Publish
Particle.publish (classic API) - Publish
Particle.publish pushes the value out of the device at a time controlled by the device firmware. Particle.variable allows the value to be pulled from the device when requested from the cloud side.
Cloud events have the following properties:
- name (1–64 ASCII characters)
Note: Only use letters, numbers, underscores, dashes and slashes in event names. Spaces and special characters may be escaped by different tools and libraries causing unexpected results.
- optional data. The data has a maximum size of 255 to 1024 bytes of UTF-8 characters; see API Field Limits as the limit varies depending on Device OS version and sometimes the device.
A device may not publish events beginning with a case-insensitive match for "spark". Such events are reserved for officially curated data originating from the Cloud.
Calling Particle.publish()
when the cloud connection has been turned off will not publish an event. This is indicated by the return success code of false
.
If the cloud connection is turned on and trying to connect to the cloud unsuccessfully, Particle.publish()
may block for up to 20 seconds (normal conditions) to 10 minutes (unusual conditions). Checking Particle.connected()

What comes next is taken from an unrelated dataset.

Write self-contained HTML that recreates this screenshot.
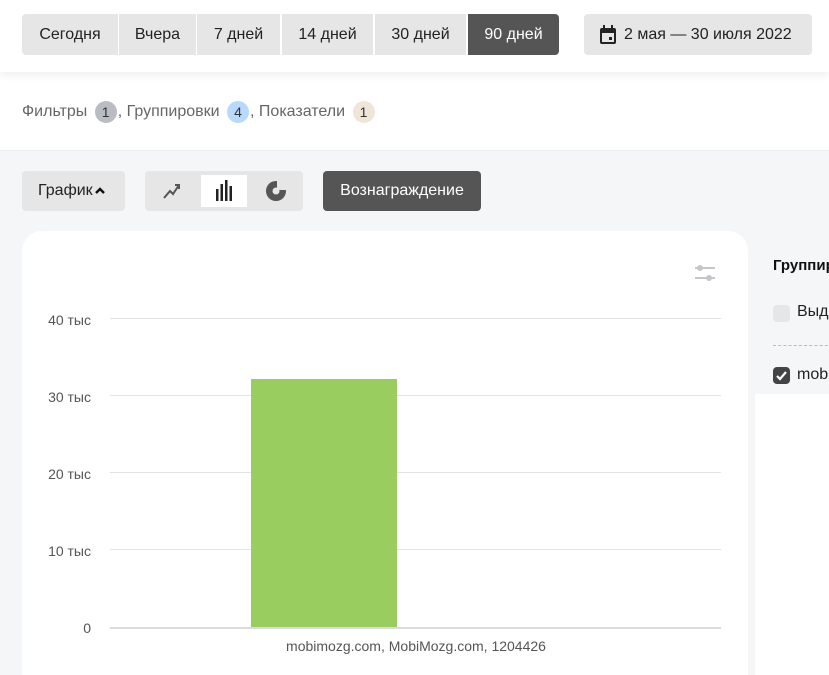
<!DOCTYPE html>
<html><head><meta charset="utf-8"><style>
*{box-sizing:border-box;margin:0;padding:0}
html,body{width:829px;height:675px;overflow:hidden}
body{background:#f5f6f8;font-family:"Liberation Sans",Arial,sans-serif;position:relative;color:#222}
.top{position:absolute;left:0;top:0;width:829px;height:150px;background:#fff}
.bar{position:absolute;left:0;top:0;width:829px;height:72px;background:#fff;box-shadow:0 4px 8px rgba(0,0,0,.06)}
.b{position:absolute;top:14px;height:41px;background:#e6e6e6;font-size:16px;line-height:41px;text-align:center;color:#222}
.dk{background:#555;color:#fff}
.abs{position:absolute}
.badge{display:inline-block;width:22px;height:22px;border-radius:11px;text-align:center;line-height:22px;font-size:14px;color:#333;vertical-align:middle;margin:0 1px 0 3px}
.grid{position:absolute;left:110px;width:611px;height:1px;background:#e3e3e6}
.yl{position:absolute;right:738px;font-size:14px;color:#555;text-align:right;width:80px}
</style></head><body>
<div class="top"></div>
<div class="bar"></div>
<div class="b" style="left:22px;width:96px;border-radius:4px 0 0 4px">Сегодня</div>
<div class="b" style="left:119px;width:77px">Вчера</div>
<div class="b" style="left:197px;width:83px">7 дней</div>
<div class="b" style="left:282px;width:91px">14 дней</div>
<div class="b" style="left:375px;width:91px">30 дней</div>
<div class="b dk" style="left:468px;width:91px;border-radius:0 4px 4px 0">90 дней</div>
<div class="b" style="left:584px;width:228px;border-radius:4px">
<svg width="18" height="20" viewBox="0 0 18 20" style="position:absolute;left:15px;top:11px"><rect x="1" y="3" width="16" height="16" rx="2" fill="#222"/><rect x="4" y="0" width="2" height="5" fill="#222"/><rect x="12" y="0" width="2" height="5" fill="#222"/><rect x="3" y="8" width="12" height="9" fill="#e6e6e6"/><rect x="10" y="12" width="3" height="3" fill="#222"/></svg>
<span style="position:absolute;left:40px">2 мая — 30 июля 2022</span></div>
<div class="abs" style="left:22px;top:100px;font-size:16px;color:#666;line-height:24px;white-space:nowrap">Фильтры <span class="badge" style="background:#b9bcc2">1</span>, Группировки <span class="badge" style="background:#b8d9fb">4</span>, Показатели <span class="badge" style="background:#f0e6d8">1</span></div>
<div class="abs" style="left:0;top:150px;width:829px;height:1px;background:#eceef1"></div>
<div class="abs" style="left:22px;top:171px;width:103px;height:40px;background:#e6e6e6;border-radius:4px;font-size:16px;line-height:40px;padding-left:16px;white-space:nowrap">График<svg width="14" height="10" viewBox="0 0 14 10" style="vertical-align:-1px"><path d="M3 7L7 3L11 7" stroke="#111" stroke-width="2.5" fill="none"/></svg></div>
<div class="abs" style="left:145px;top:171px;width:158px;height:40px;background:#e6e6e6;border-radius:4px"></div>
<div class="abs" style="left:201px;top:175px;width:46px;height:32px;background:#fff"></div>
<svg class="abs" style="left:162px;top:181px" width="20" height="20" viewBox="0 0 20 20"><path d="M2 17L8 10L11 13L17 4M13 4H17V8" stroke="#555" stroke-width="2" fill="none"/></svg>
<svg class="abs" style="left:214px;top:180px" width="20" height="22" viewBox="0 0 20 22"><g fill="#222"><rect x="2" y="9" width="2.5" height="12"/><rect x="6.5" y="4" width="2.5" height="17"/><rect x="11" y="0" width="2.5" height="21"/><rect x="15.5" y="6" width="2.5" height="15"/></g></svg>
<svg class="abs" style="left:265px;top:180px" width="22" height="22" viewBox="0 0 22 22"><circle cx="11" cy="11" r="10" fill="#555"/><circle cx="11" cy="11" r="3.5" fill="#e6e6e6"/><path d="M12 10L12 0.5A10 10 0 0 1 21.5 10Z" fill="#e6e6e6"/></svg>
<div class="abs" style="left:323px;top:171px;width:158px;height:40px;background:#555;border-radius:4px;color:#fff;font-size:16px;line-height:40px;text-align:center">Вознаграждение</div>
<div class="abs" style="left:22px;top:231px;width:726px;height:444px;background:#fff;border-radius:20px 20px 0 0"></div>
<svg class="abs" style="left:694px;top:264px" width="22" height="18" viewBox="0 0 22 18"><g stroke="#c4c6cc" stroke-width="2"><line x1="1" y1="4" x2="21" y2="4"/><line x1="1" y1="14" x2="21" y2="14"/></g><circle cx="6" cy="4" r="3" fill="#c4c6cc"/><circle cx="15" cy="14" r="3" fill="#c4c6cc"/></svg>
<div class="grid" style="top:318px"></div><div class="grid" style="top:395px"></div><div class="grid" style="top:472px"></div><div class="grid" style="top:549px"></div><div class="grid" style="top:627px;height:2px;background:#dcdce0"></div>
<div class="yl" style="top:312px">40 тыс</div><div class="yl" style="top:389px">30 тыс</div><div class="yl" style="top:466px">20 тыс</div><div class="yl" style="top:543px">10 тыс</div><div class="yl" style="top:620px">0</div>
<div class="abs" style="left:251px;top:379px;width:146px;height:248px;background:#99cd5f"></div>
<div class="abs" style="left:216px;top:638px;width:400px;text-align:center;font-size:14px;color:#555">mobimozg.com, MobiMozg.com, 1204426</div>
<div class="abs" style="left:755px;top:240px;width:74px;height:435px;overflow:hidden">
<div class="abs" style="left:18px;top:17px;font-size:15px;font-weight:bold;color:#111;white-space:nowrap">Группировки</div>
<div class="abs" style="left:18px;top:65px;width:17px;height:17px;border-radius:4px;background:#e6e6e6"></div>
<div class="abs" style="left:42px;top:63px;font-size:16px;color:#222;white-space:nowrap">Выделить</div>
<div class="abs" style="left:18px;top:105px;width:60px;border-top:1px dashed #bbb"></div>
<div class="abs" style="left:18px;top:127px;width:17px;height:17px;border-radius:4px;background:#444"><svg width="17" height="17" viewBox="0 0 17 17"><path d="M4 9L7 12L13 5" stroke="#fff" stroke-width="2.2" fill="none"/></svg></div>
<div class="abs" style="left:42px;top:126px;font-size:16px;color:#222;white-space:nowrap">mobimozg</div>
<div class="abs" style="left:0;top:154px;width:74px;height:281px;background:#fff"></div>
</div>
</body></html>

can before calling Particle.publish()
can help prevent this.
String variables must be UTF-8 encoded. You cannot send arbitrary binary data or other character sets like ISO-8859-1. If you need to send binary data you can use a text-based encoding like Base64.
NOTE 1: Currently, a device can publish at rate of about 1 event/sec, with bursts of up to 4 allowed in 1 second. Back to back burst of 4 messages will take 4 seconds to recover.
NOTE 2: Particle.publish()
and the Particle.subscribe()
handler(s) share the same buffer. As such, calling Particle.publish()
within a Particle.subscribe()
handler will overwrite the subscribe buffer, corrupting the data! In these cases, copying the subscribe buffer's content to a separate char buffer prior to calling Particle.publish()
is recommended.
NOTE 3: Public events are not supported by the cloud as of August 2020. Specifying PUBLIC or leaving out the publish scope essentially results in a private event.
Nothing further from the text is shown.